Publicity also downplayed Hayworth’s abilities as an actor. The same article touts “Rita’s talent and vitality and ambition” even as it denigrates her acting skill: “Her pictures were all in the papers, she was beautiful, but she couldn’t act. That was why she wasn’t getting better parts. She was tagged as nothing but a specialist in leg art. Now she found time for a daily lesson from a dramatic coach and two or three singing lessons a week, to improve her speech.
During the Second World War, Hayworth’s career went through the roof. Perhaps because of the Good Neighbor Policy, Columbia actively promoted its Latina star, though she could speak only a few words of Spanish. By the end of the war, Hayworth was second only to Betty Grable at the box office and was at the top of her game. She was such an asset to Columbia that studio head Harry Cohn dubbed her, “the fourth most valuable property in the business.”After the 1946 success of Gilda, Hayworth was featured on four Life magazine covers. In the fourth, she was christened the “American Love Goddess,” a nickname that stuck for the rest of her career.

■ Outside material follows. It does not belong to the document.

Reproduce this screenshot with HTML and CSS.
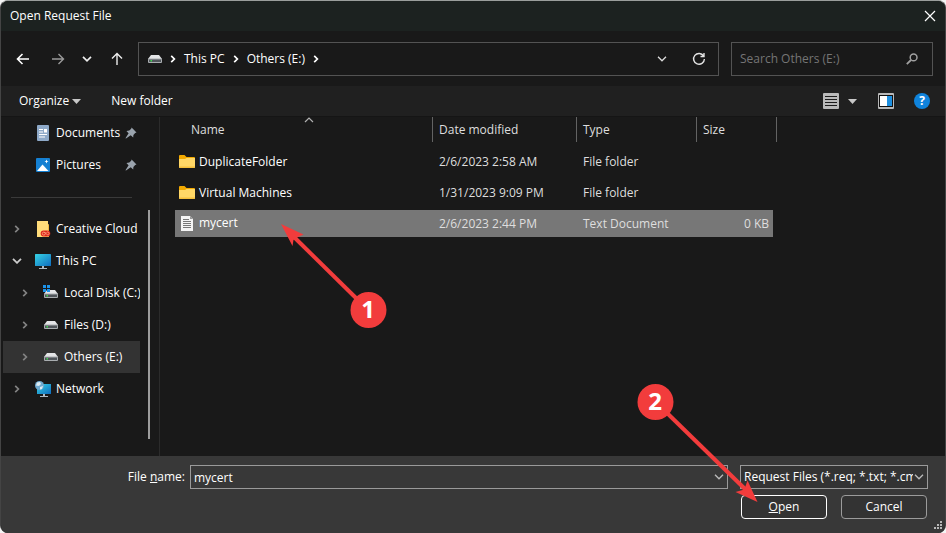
FILE: index.html
```
<!DOCTYPE html>
<html lang="en">
<head>
	<meta charset="utf-8">
	<meta name="viewport" content="width=device-width, initial-scale=1.0">
	<title>Open Request File</title>
	<link rel="stylesheet" href="styles.css">
</head>

<body>

<!-- shared icons -->
<svg class="defs" width="0" height="0">
	<symbol id="drive" viewBox="0 0 14 8">
		<path d="M3 0h8l3 4H0z" fill="#e4e5e7"/>
		<rect y="3.5" width="14" height="4.5" rx="1" fill="#a9adb0"/>
		<rect x="1" y="4.5" width="12" height="2.5" fill="#50555a"/>
		<rect x="2.5" y="5" width="1.5" height="1.5" fill="#3ddc50"/>
	</symbol>
	<symbol id="right" viewBox="0 0 6 8">
		<path d="M1.2 .8L4.4 4 1.2 7.2" fill="none" stroke="currentColor" stroke-width="1.7"/>
	</symbol>
	<symbol id="down" viewBox="0 0 10 6">
		<path d="M1 .8l4 4 4-4" fill="none" stroke="currentColor" stroke-width="1.3"/>
	</symbol>
	<symbol id="caret" viewBox="0 0 9 5">
		<path d="M0 0h9L4.500 5z" fill="#c8c8c8"/>
	</symbol>
	<symbol id="pin" viewBox="0 0 12 12">
		<path d="M6.600 .5l4.900 4.900-1.300.6-1.800 1.900-.2 2.700-2.500-2.300L1 11.600l-.5-.4 3.100-4.900L1.400 4l2.900-.4L6.200 1.800z" fill="#9aa3ad"/>
	</symbol>
	<symbol id="folder" viewBox="0 0 16 14">
		<path d="M0 1Q0 0 1 0h4.500L7.500 2H15q1 0 1 1v5H0z" fill="#f2a900"/>
		<path d="M0 4h6L7.500 3H16v9q0 1-1 1H1q-1 0-1-1z" fill="#ffd767"/>
		<path d="M0 11.500h16v.5q0 1-1 1H1q-1 0-1-1z" fill="#f5bf3c"/>
	</symbol>
	<symbol id="monitor" viewBox="0 0 16 16">
		<rect y="1" width="16" height="12" rx=".5" fill="url(#screen)"/>
		<path d="M7 13h2v2h3v1H4v-1h3z" fill="#aeb9c4"/>
	</symbol>
	<linearGradient id="screen" x2="1" y2="1">
		<stop offset="0" stop-color="#36d3e4"/>
		<stop offset="1" stop-color="#0f6cc0"/>
	</linearGradient>
</svg>

<main class="dialog">
	<header class="titlebar">
		<h1 class="title">Open Request File</h1>
		<button class="icon-button close" type="button" aria-label="Close">
			<svg width="12" height="12" viewBox="0 0 12 12"><path d="M1 1l10 10M11 1L1 11" stroke="#fff" stroke-width="1.200"/></svg>
		</button>
	</header>

	<div class="navbar">
		<button class="icon-button" type="button" aria-label="Back">
			<svg width="14" height="14" viewBox="0 0 14 14"><path d="M13 7H1.500M6.500 2l-5 5 5 5" fill="none" stroke="#fff" stroke-width="1.600"/></svg>
		</button>
		<button class="icon-button" type="button" aria-label="Forward">
			<svg width="14" height="14" viewBox="0 0 14 14"><path d="M1 7h11.500M7.500 2l5 5-5 5" fill="none" stroke="#9a9a9a" stroke-width="1.400"/></svg>
		</button>
		<button class="icon-button small" type="button" aria-label="Recent locations">
			<svg width="10" height="6" viewBox="0 0 10 6"><path d="M1 .8l4 4 4-4" fill="none" stroke="#eee" stroke-width="1.700"/></svg>
		</button>
		<button class="icon-button" type="button" aria-label="Up">
			<svg width="14" height="14" viewBox="0 0 14 14"><path d="M7 13V1.500M2 6.500l5-5 5 5" fill="none" stroke="#eee" stroke-width="1.400"/></svg>
		</button>
		<nav class="address" aria-label="Address">
			<svg width="14" height="8"><use href="#drive"/></svg>
			<svg width="6" height="8"><use href="#right"/></svg>
			<a href="#">This PC</a>
			<svg width="6" height="8"><use href="#right"/></svg>
			<a href="#">Others (E:)</a>
			<svg width="6" height="8"><use href="#right"/></svg>
			<span class="spacer"></span>
			<button class="icon-button" type="button" aria-label="Previous locations">
				<svg width="10" height="6"><use href="#down"/></svg>
			</button>
			<button class="icon-button" type="button" aria-label="Refresh">
				<svg width="14" height="14" viewBox="0 0 14 14"><path d="M11.600 4A5.400 5.400 0 1 0 12.400 7M12 1v3.500H8.500" fill="none" stroke="#e4e4e4" stroke-width="1.400"/></svg>
			</button>
		</nav>
		<div class="search">
			<input type="search" placeholder="Search Others (E:)" aria-label="Search Others (E:)">
			<svg width="12" height="12" viewBox="0 0 12 12"><circle cx="7.600" cy="4.400" r="3.400" fill="none" stroke="#a0a0a0" stroke-width="1.500"/><path d="M5 7L.8 11.200" stroke="#a0a0a0" stroke-width="1.800"/></svg>
		</div>
	</div>

	<div class="toolbar">
		<button class="command organize" type="button">Organize <svg width="9" height="5"><use href="#caret"/></svg></button>
		<button class="command" type="button">New folder</button>
		<span class="spacer"></span>
		<button class="command view" type="button" aria-label="Change your view">
			<svg width="16" height="16" viewBox="0 0 16 16"><rect width="16" height="16" rx="1" fill="#b9b9b9"/><path d="M2 3.500h12M2 6.500h12M2 9.500h12M2 12.500h12" stroke="#1b1b1b"/></svg>
			<svg width="9" height="5"><use href="#caret"/></svg>
		</button>
		<button class="command preview" type="button" aria-label="Show the preview pane">
			<svg width="16" height="16" viewBox="0 0 16 16"><rect width="16" height="16" rx="1" fill="#b9b9b9"/><rect x="1" y="2" width="14" height="12" fill="#111"/><rect x="2" y="3" width="7" height="10" fill="#fff"/><rect x="9" y="3" width="5" height="10" fill="#1c8fe0"/></svg>
		</button>
		<button class="help" type="button" aria-label="Get help">?</button>
	</div>

	<div class="content">
		<aside class="sidebar">
			<ul class="tree">
				<li><a class="node" href="#">
					<svg class="twisty"></svg>
					<svg width="16" height="16" viewBox="0 0 16 16"><rect x="2" width="12" height="16" rx="1" fill="#8ea9c8"/><path d="M4 4.500h4M4 7h4M4 9.500h8M4 12h6" stroke="#fff" stroke-width="1.200"/><rect x="9" y="4" width="3" height="3.500" fill="#fff"/></svg>
					<span class="label">Documents</span>
					<svg class="pin" width="12" height="12"><use href="#pin"/></svg>
				</a></li>
				<li><a class="node" href="#">
					<svg class="twisty"></svg>
					<svg width="16" height="16" viewBox="0 0 16 16"><rect x="1" y="1" width="14" height="14" rx="1" fill="#1580d2"/><path d="M2 14l5.500-6.500L13.500 14z" fill="#fff"/><path d="M11.500 2.500l.6 1.400 1.400.6-1.400.6-.6 1.400-.6-1.400-1.400-.6 1.400-.6z" fill="#fff"/></svg>
					<span class="label">Pictures</span>
					<svg class="pin" width="12" height="12"><use href="#pin"/></svg>
				</a></li>
				<li class="separator"></li>
				<li><a class="node" href="#">
					<svg class="twisty" viewBox="0 0 6 8"><use href="#right"/></svg>
					<svg width="16" height="16" viewBox="0 0 16 16"><path d="M2 0h11v3l1 1v12H2z" fill="#ffdc7a"/><path d="M13 3l1 1v12h-1z" fill="#f3bb45"/><path d="M8.800 9.500h3.500a3 3 0 1 1 0 6H8.500a3 3 0 0 1 .3-6z" fill="#e0261b"/><circle cx="8.800" cy="12.600" r="1.500" fill="none" stroke="#ffb48e" stroke-width=".8"/><path d="M9.500 11l3 3a1.500 1.500 0 1 0-1-2.500" fill="none" stroke="#ffb48e" stroke-width=".8"/></svg>
					<span class="label">Creative Cloud Files</span>
				</a></li>
				<li><a class="node open" href="#">
					<svg class="twisty down" viewBox="0 0 10 6"><path d="M1 .8l4 4 4-4" fill="none" stroke="#ccc" stroke-width="1.800"/></svg>
					<svg width="16" height="16"><use href="#monitor"/></svg>
					<span class="label">This PC</span>
				</a>
				<ul class="tree">
					<li><a class="node child" href="#">
						<svg class="twisty" viewBox="0 0 6 8"><use href="#right"/></svg>
						<svg width="16" height="16" viewBox="0 0 16 16"><use href="#drive" x="1" y="5" width="14" height="8"/><path d="M0 0h3v3H0zM4 0h3v3H4zM0 4h3v3H0zM4 4h3v3H4z" fill="#1c93ea"/></svg>
						<span class="label">Local Disk (C:)</span>
					</a></li>
					<li><a class="node child" href="#">
						<svg class="twisty" viewBox="0 0 6 8"><use href="#right"/></svg>
						<svg width="16" height="16" viewBox="0 0 16 16"><use href="#drive" x="1" y="4" width="14" height="8"/></svg>
						<span class="label">Files (D:)</span>
					</a></li>
					<li><a class="node child current" href="#">
						<svg class="twisty" viewBox="0 0 6 8"><use href="#right"/></svg>
						<svg width="16" height="16" viewBox="0 0 16 16"><use href="#drive" x="1" y="4" width="14" height="8"/></svg>
						<span class="label">Others (E:)</span>
					</a></li>
				</ul></li>
				<li><a class="node" href="#">
					<svg class="twisty" viewBox="0 0 6 8"><use href="#right"/></svg>
					<svg width="16" height="16" viewBox="0 0 16 16"><rect x="2" y="3" width="14" height="10" fill="url(#screen)"/><path d="M8 13h2v2h3v1H5v-1h3z" fill="#aeb9c4"/><circle cx="4.500" cy="4.500" r="4.500" fill="#6fa9cf"/><path d="M2 1.500l3-.5 1 2-2 2-3-.5zM5 6l3-1-1 3-2 .5z" fill="#dcebf3"/></svg>
					<span class="label">Network</span>
				</a></li>
			</ul>
			<div class="scrollbar"></div>
		</aside>

		<section class="list">
			<table class="files">
				<colgroup><col class="col-name"><col class="col-date"><col class="col-type"><col class="col-size"></colgroup>
				<thead>
					<tr>
						<th scope="col"><span>Name<svg class="sort" width="10" height="6" viewBox="0 0 10 6"><path d="M1 5l4-4 4 4" fill="none" stroke="#b0b0b0" stroke-width="1.200"/></svg></span></th>
						<th scope="col"><span>Date modified</span></th>
						<th scope="col"><span>Type</span></th>
						<th scope="col"><span>Size</span></th>
					</tr>
				</thead>
				<tbody>
					<tr>
						<td><svg width="16" height="14"><use href="#folder"/></svg>DuplicateFolder</td>
						<td>2/6/2023 2:58 AM</td>
						<td>File folder</td>
						<td></td>
					</tr>
					<tr>
						<td><svg width="16" height="14"><use href="#folder"/></svg>Virtual Machines</td>
						<td>1/31/2023 9:09 PM</td>
						<td>File folder</td>
						<td></td>
					</tr>
					<tr class="selected">
						<td><svg width="16" height="16" viewBox="0 0 16 16"><path d="M2 0h9l3 3v12H2z" fill="#f4f4f4"/><path d="M11 0l3 3h-3z" fill="#999"/><path d="M4 3.500h6M4 5.500h8M4 7.500h8M4 9.500h8M4 11.500h8" stroke="#777"/></svg>mycert</td>
						<td>2/6/2023 2:44 PM</td>
						<td>Text Document</td>
						<td>0 KB</td>
					</tr>
				</tbody>
			</table>
		</section>
	</div>

	<form class="footer" action="#">
		<div class="fields">
			<label class="name-label" for="filename">File <u>n</u>ame:</label>
			<div class="combo name-combo">
				<input id="filename" type="text" value="mycert">
				<svg width="10" height="6"><use href="#down"/></svg>
			</div>
			<div class="combo type-combo">
				<select aria-label="File type">
					<option>Request Files (*.req; *.txt; *.cmc)</option>
				</select>
				<svg width="10" height="6"><use href="#down"/></svg>
			</div>
		</div>
		<div class="actions">
			<button class="button default" type="submit"><u>O</u>pen</button>
			<button class="button" type="button">Cancel</button>
		</div>
		<svg class="grip" width="8" height="8" viewBox="0 0 8 8"><path d="M6 0h2v2H6zM3 3h2v2H3zM6 3h2v2H6zM0 6h2v2H0zM3 6h2v2H3zM6 6h2v2H6z" fill="#b8b8b8"/></svg>
	</form>

	<!-- numbered steps -->
	<svg class="step step-1" width="106" height="105" viewBox="281 224 106 105">
		<path d="M295 238l62 61" stroke="#f23c3c" stroke-width="4"/>
		<path d="M281 224l22.500 10.500-6.500 3-3.500 2.500-1 6z" fill="#f23c3c"/>
		<circle cx="368.500" cy="310" r="18" fill="#f23c3c"/>
		<text x="368" y="318" text-anchor="middle">1</text>
	</svg>
	<svg class="step step-2" width="122" height="120" viewBox="637 383 122 120">
		<path d="M666 412l79 77" stroke="#f23c3c" stroke-width="4"/>
		<path d="M757.500 502l-10-21.500-2.500 7-2.500 2.500-7 2z" fill="#f23c3c"/>
		<circle cx="655.500" cy="402" r="18" fill="#f23c3c"/>
		<text x="655" y="410" text-anchor="middle">2</text>
	</svg>
</main>

</body>
</html>
```
FILE: styles.css
```
* { box-sizing: border-box; }
body { margin: 0; background: #f4f4f4; color: #fff; font: 12px/16px "Open Sans", "Noto Sans", sans-serif; }
button, input, select { font: inherit; color: inherit; margin: 0; padding: 0; border: 0; background: none; }
a { color: inherit; text-decoration: none; }
ul { list-style: none; margin: 0; padding: 0; }
svg { flex: none; }
.defs { position: absolute; }
.spacer { flex: 1; }

.dialog { position: relative; display: flex; flex-direction: column; min-height: 100vh; overflow: hidden; background: #191919; border: 1px solid #444; border-top-color: #9a9e9c; border-bottom: 0; border-radius: 8px; }

.titlebar { display: flex; align-items: center; justify-content: space-between; height: 30px; padding-left: 9px; background: #1c2220; }
.title { margin: 0; font-size: 12px; font-weight: normal; }
.icon-button { display: flex; align-items: center; justify-content: center; width: 35px; height: 30px; }
.icon-button.small { width: 24px; }
.icon-button.close { width: 30px; }

.navbar { display: flex; align-items: center; height: 55px; padding: 0 12px 0 4px; }
.address { display: flex; flex: 1; align-items: center; gap: 8px; height: 34px; margin: 0 12px 0 4px; padding: 0 5px 0 9px; border: 1px solid #535353; }
.address .icon-button { width: 29px; color: #ddd; }
.search { display: flex; align-items: center; width: 202px; height: 34px; padding: 0 14px 0 8px; border: 1px solid #535353; }
.search input { flex: 1; min-width: 0; outline: 0; }
.search input::placeholder { color: #757575; opacity: 1; }

.toolbar { display: flex; align-items: center; height: 30px; padding: 0 15px 0 18px; background: #202020; }
.command { display: flex; align-items: center; margin-right: 30px; }
.command.organize { gap: 3px; }
.command.view { gap: 9px; margin-right: 21px; }
.command.preview { margin-right: 20px; }
.help { width: 16px; height: 16px; border-radius: 50%; background: #0f83dc; font-weight: bold; line-height: 16px; }

.content { display: flex; flex: 1; border-top: 1px solid #151515; }
.sidebar { display: flex; width: 159px; padding-left: 2px; border-right: 1px solid #2b2b2b; }
.sidebar > .tree { width: 137px; }
.node { display: flex; align-items: center; height: 32px; padding-left: 11px; overflow: hidden; white-space: nowrap; }
.node.child { padding-left: 19px; }
.node.current { background: #333; }
.node .label { margin-left: 5px; }
.twisty { width: 6px; height: 10px; margin: 0 15px 0 0; color: #838383; }
.twisty.down { width: 10px; height: 6px; margin: 0 13px 0 -2px; }
.pin { margin: 0 3px 0 auto; }
.separator { height: 1px; margin: 16px 8px 15px; background: #3a3a3a; }
.scrollbar { width: 2px; margin: 93px 0 17px 8px; background: #9d9d9d; }

.list { flex: 1; padding-left: 15px; }
.files { table-layout: fixed; width: 602px; margin-top: -4px; border-collapse: separate; border-spacing: 0 4px; color: #dedede; }
.col-name { width: 258px; }
.col-date { width: 144px; }
.col-type { width: 120px; }
.col-size { width: 80px; }
.files th { height: 27px; padding: 0; font-weight: normal; text-align: left; vertical-align: top; }
.files th span { display: block; position: relative; height: 25px; padding-left: 6px; border-right: 1px solid #636363; line-height: 25px; }
.files th:first-child span { padding-left: 16px; }
.sort { position: absolute; top: 0; left: 50%; }
.files td { height: 27px; padding: 0 0 0 6px; white-space: nowrap; }
.files td:first-child { padding-left: 4px; color: #fff; }
.files td svg { margin-right: 4px; vertical-align: middle; }
.files td:last-child { padding-right: 4px; border-right: 4px solid transparent; background-clip: padding-box; text-align: right; }
.selected td { background: #777; }

.footer { position: relative; height: 77px; padding: 9px 17px 0 0; background: #383838; }
.fields { display: flex; }
.name-label { width: 184px; line-height: 24px; text-align: right; }
.combo { display: flex; position: relative; align-items: center; height: 24px; border: 1px solid #9a9a9a; }
.combo input, .combo select { width: 100%; height: 100%; outline: 0; appearance: none; }
.combo svg { position: absolute; right: 3px; color: #bbb; pointer-events: none; }
.name-combo { flex: 1; margin: 0 12px 0 5px; }
.name-combo input { padding: 0 18px 0 3px; }
.type-combo { width: 188px; background: #333; }
.type-combo select { padding: 0 14px 0 3px; }
.actions { display: flex; justify-content: flex-end; gap: 14px; margin-top: 6px; padding-right: 1px; }
.button { width: 86px; height: 24px; border: 1px solid #9b9b9b; border-radius: 4px; background: #333; }
.button.default { border-color: #fff; }
.grip { position: absolute; right: 3px; bottom: 4px; }

.step { position: absolute; pointer-events: none; }
.step text { fill: #fff; font: bold 24px "Open Sans", sans-serif; }
.step-1 { left: 280px; top: 223px; }
.step-2 { left: 636px; top: 382px; }
```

In 1949, at the height of her career, Hayworth retired to wed Prince Aly Kahn. The two divorced in 1953, and Hayworth returned to the screen, where she continued to appear sporadically until the early 1970s. In the 1960s, Hayworth told the readers of Spanish-language magazine Cinemundo, “I loved the movies of Dolores Del Rio, and also Lupe Velez…I didn’t fantasize that I would ever become a star like them, but I also didn’t think I couldn’t make it with the name I was born with.”